Saya sudah agak lama
mendengar kalau di Malaysia, khususnya di Serawak dan Sabah banyak orang
Indonesia yang bekerja di perkebunan Kelapa Sawit. Mereka itu banyak yang TKI ilegal, bahkan
yang TKI legalpun anak-anaknya ilegal, karena mereka seharusnya tidak boleh
membawa anak-anak. Pada hal banyak
diantara mereka yang tinggal berkeluarga dan bahkan anaknya lahir di
Malaysia. Nah, karena diangap ilegal
anak-anak itu tidak boleh sekolah di sekolah-sekolah milik Malaysia. Bahkan seringkali mereka dikejar-kejar polisi
Malaysia. Akibatnya anak-anak itu tidak
dapat bersekolah dan menurut istilah Pak Fasli (Prof Fasli Jalal, mantan
Wamendikbud) mereka itu dapat dikategorikan buta huruf. Bayangkan, zaman gini masih ada anak-anak
yang buta huruf.
Oleh karena itu,
dengan seijin pemerintah Malaysia, pemerintah Indonesia mendirikan CLC di
lingkungan perkebunan kelapa sawit.
Menurut informasi di Kemdkbud jumlah anak-anak itu 26.000 orang,
sehingga jumlah CLC sekitar 200 buah. Dapat dibayangkan dengan jumlah sebesar
itu tentu memerlukan perhatian serius dan itulah yang mendorong saya memilih ke
Sabah. Jujur saya ingin tahu seperti apa
kondisi CLC di tengah kebun sawit yang menurut istilah Malaysia disebut ladang.
Rombongan berangkat
dari Jakarta tanggal 11 Nopember pukul 20.50 dan tiba di Kota Kinibalu (bisa
disebut KK) sekitar pukul 00.45 dinihari waktu setempat atau pukul 23.45 WIB. Kami langsung masuk Hotel Sabah Oriental dan
tidur. Nah, paginya ketika sarapan saya
bertemu dengan Pak Muhhamad Soleh, kepala perwakilan RI di Tawau. Saya kaget karena jumlah anak-anak seperti
itu di negara bagian Sabah sekitar 60.000 orang dan baru sekitar 26.000 orang
yang tertangani, sehingga masih sekitar 34.000 orang lagi yang harus dijangkau.
Sungguh saya sangat
kaget.

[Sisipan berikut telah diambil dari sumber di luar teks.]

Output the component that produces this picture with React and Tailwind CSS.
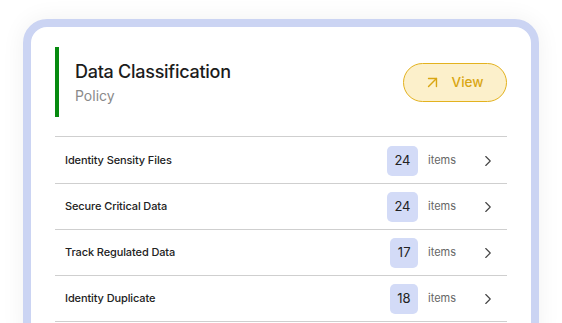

Dapat dibayangkan ada 60.000
anak-anak yang teraniaya tidak dapat bersekolah. Bukankah pendidikan merupakan salah satu hak
dasar anak-anak yang harus dilayani, tanpa memandang apa suku, ras atau
agamanya. Bukankah anak-anak terlantar
menjadi tanggung jawab negara untuk mengurusnya.
Walaupun belum tahu
kondisi yang sebenarnya, saya menduga kondisi ekonomi para TKI yang bekerja di
ladang sawit tentu tidak terlalu baik.
Logikanya jika kondis ekonominya baik tentu tidak akan membiarkan
anak-anak tanpa pendidikan. Jika anaknya
dibiarkan buta huruf, kemungkinan besar mereka tidak akan mendapatkan pekerjaan
yang lebih baik dari orangtuanya.
Lingkaran setan akan terus terjadi, karena orangtuanya miskin anaknya
tidak berpendidikan dan akhirnya bekerja seadanya dan tetap miskin. Oleh karena itu, lingkaran setan itu harus
dipotong dan cara yang terefektif adalah memberikan pendidikan yang baik bagi
anak-anak itu.
Pertanyaan yang
muncul, bagaimana cara memberikan pendidikan bagi mereka, mengingat mereka
tinggal di wilayah negara lain, sehingga kita tidak bebas melakukannya. Jenis pendidikan seperti apa yang paling
tepat untuk mereka, mengingat kondisi ekonomi orangtua yang kurang
menguntungkan dan banyak keterbatasan untuk melaksanakan berbagai hal. Semoga kita dapat menemukan jawabannya dan
mulai memotong lingkaran setan kemiskinan bagi saudara-saudara kita itu. Do'a orang yang teraniaya itu terkabul, semoga usaha kita menolong mereka berhasil.